Solide Schulbildung ist halt in der Praxis oft nicht einfach umzusetzen – und das liegt in der Regel am wenigsten an dem Kollegen in der Klasse. Besonders schlimm wird es, wenn der befürchten muss, jeden unbedachten Satz, jede vielleicht im Trubel nicht hundertprozentig richtige Entscheidung anschließend per Beschwerdebrief oder gar vom Anwalt vorgehalten zu bekommen. Erziehung lebt von Spontaneität und vom Bauchgefühl – und nicht von der Verwendung „gerichtsfester“ Absicherungen. Ich habe es im Berufsalltag mehr als einmal erlebt, wie schon ein einziges derart gestricktes Elternpaar die Atmosphäre in einer Klasse vergiften kann!

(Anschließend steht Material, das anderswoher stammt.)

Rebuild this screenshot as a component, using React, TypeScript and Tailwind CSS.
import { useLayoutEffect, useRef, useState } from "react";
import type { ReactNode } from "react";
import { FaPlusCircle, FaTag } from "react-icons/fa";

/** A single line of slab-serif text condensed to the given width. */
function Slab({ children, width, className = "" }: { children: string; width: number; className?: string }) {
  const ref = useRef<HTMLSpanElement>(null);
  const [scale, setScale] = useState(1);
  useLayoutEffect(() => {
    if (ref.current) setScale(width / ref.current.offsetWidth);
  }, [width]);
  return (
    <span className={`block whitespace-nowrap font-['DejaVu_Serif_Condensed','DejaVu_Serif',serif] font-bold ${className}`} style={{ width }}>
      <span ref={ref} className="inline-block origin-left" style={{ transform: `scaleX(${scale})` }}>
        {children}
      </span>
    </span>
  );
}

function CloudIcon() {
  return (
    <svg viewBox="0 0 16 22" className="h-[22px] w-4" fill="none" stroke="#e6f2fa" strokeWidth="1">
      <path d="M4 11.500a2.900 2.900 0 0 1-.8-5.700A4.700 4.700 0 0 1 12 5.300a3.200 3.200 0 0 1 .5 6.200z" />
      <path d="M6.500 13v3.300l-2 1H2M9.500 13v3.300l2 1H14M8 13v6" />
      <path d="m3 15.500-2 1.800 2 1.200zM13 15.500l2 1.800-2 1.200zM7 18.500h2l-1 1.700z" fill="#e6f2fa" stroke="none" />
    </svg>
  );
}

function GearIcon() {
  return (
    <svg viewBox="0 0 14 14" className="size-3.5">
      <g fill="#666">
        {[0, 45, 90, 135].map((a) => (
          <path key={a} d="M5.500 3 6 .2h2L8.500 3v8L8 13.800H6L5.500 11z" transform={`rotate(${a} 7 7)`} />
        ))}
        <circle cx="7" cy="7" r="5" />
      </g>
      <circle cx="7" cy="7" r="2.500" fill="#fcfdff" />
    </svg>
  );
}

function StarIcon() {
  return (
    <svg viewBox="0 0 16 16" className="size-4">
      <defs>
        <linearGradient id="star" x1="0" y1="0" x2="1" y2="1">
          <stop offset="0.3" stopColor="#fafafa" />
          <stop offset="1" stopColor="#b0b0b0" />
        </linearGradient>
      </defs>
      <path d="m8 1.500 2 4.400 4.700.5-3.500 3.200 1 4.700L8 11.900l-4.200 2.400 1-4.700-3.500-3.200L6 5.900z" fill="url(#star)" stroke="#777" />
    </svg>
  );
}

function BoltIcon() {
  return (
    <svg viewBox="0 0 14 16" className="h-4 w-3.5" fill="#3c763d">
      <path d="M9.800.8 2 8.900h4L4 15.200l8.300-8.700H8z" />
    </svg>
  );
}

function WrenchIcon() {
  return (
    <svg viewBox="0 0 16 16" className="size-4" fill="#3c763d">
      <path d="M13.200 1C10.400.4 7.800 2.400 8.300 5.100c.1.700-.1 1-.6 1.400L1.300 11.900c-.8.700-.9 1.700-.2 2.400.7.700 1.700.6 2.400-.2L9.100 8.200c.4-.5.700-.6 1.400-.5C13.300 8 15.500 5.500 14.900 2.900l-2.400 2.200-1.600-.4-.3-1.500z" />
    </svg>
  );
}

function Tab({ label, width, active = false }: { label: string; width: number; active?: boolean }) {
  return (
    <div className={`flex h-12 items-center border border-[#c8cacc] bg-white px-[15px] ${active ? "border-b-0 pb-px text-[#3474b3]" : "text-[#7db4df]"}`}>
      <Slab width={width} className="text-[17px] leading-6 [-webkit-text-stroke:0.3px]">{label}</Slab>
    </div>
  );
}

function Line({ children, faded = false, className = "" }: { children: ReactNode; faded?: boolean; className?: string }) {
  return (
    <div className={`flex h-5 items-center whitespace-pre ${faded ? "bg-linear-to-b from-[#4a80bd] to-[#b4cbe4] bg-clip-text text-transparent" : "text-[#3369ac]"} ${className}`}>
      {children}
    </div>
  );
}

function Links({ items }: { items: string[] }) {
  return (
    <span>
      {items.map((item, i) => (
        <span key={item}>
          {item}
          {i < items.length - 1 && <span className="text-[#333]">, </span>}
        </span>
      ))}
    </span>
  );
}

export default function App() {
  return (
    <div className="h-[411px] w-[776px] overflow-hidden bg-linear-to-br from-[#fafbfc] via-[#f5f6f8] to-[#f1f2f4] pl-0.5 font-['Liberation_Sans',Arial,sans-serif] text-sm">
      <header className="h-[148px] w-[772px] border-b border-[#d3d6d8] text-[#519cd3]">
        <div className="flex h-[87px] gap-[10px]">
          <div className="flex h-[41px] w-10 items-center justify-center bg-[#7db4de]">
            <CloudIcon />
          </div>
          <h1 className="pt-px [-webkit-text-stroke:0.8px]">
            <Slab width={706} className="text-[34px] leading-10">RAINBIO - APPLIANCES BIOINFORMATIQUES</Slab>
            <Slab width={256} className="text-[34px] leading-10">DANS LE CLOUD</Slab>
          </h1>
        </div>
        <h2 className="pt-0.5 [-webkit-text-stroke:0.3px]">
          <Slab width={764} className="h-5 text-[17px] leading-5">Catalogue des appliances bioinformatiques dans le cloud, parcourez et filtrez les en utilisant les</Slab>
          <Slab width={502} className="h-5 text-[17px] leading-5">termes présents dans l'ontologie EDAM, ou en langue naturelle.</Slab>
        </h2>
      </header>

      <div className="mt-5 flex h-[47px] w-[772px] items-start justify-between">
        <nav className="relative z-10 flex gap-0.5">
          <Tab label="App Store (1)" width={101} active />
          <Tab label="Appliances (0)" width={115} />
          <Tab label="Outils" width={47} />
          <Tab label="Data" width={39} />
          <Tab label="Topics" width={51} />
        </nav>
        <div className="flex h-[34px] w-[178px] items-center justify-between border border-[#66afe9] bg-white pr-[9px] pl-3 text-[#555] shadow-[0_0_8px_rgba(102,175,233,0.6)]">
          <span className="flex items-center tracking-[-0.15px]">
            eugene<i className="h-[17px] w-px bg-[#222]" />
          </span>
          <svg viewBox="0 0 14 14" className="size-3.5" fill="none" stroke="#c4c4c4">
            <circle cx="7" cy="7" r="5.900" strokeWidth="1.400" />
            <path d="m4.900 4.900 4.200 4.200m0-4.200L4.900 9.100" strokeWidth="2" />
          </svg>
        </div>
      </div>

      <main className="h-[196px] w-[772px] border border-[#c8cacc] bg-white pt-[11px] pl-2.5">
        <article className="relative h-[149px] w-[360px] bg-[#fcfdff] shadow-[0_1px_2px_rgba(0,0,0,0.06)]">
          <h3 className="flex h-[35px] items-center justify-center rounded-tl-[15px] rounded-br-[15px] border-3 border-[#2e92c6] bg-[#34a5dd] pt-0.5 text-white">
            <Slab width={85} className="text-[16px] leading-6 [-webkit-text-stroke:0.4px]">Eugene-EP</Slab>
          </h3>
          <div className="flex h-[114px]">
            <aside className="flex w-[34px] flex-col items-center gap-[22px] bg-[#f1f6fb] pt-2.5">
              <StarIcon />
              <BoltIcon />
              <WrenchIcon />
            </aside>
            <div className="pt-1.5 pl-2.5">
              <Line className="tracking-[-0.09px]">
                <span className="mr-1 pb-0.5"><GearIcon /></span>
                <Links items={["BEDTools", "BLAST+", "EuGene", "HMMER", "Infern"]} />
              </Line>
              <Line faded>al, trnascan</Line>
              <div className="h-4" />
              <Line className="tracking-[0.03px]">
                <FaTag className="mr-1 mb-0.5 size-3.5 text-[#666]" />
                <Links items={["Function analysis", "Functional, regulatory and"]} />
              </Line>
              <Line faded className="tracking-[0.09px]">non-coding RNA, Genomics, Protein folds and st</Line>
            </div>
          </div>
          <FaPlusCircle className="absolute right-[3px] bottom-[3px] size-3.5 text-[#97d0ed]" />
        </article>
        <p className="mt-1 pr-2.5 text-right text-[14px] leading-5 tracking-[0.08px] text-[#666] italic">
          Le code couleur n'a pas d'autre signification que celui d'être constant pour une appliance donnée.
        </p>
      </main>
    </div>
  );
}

Daher möchte ich mich abschließend vor allem bei einer „schweigenden Mehrheit“ bedanken, die ich beruflich selten oder gar nicht zu Gesicht bekam. So sehr man sich als Lehrer über Kontakte mit Eltern freut, wenn es wirklich ernste Probleme gibt (der aber häufig ausbleibt): Viele Erziehungsberechtigte lernte ich nie persönlich kennen, jedoch durchaus ihren Stil: Sie taten zu Hause das Ihre, uns lernwillige und strukturierte junge Menschen mit positivem Sozialverhalten zu schicken – und vertrauten darauf, dass wir ihre Bemühungen im Unterricht fortsetzten.
Es war eine Freude, mit solchen Schülerinnen und Schülern zu arbeiten – daher unbekannterweise ein herzlicher Dank: Sie haben alles richtig gemacht!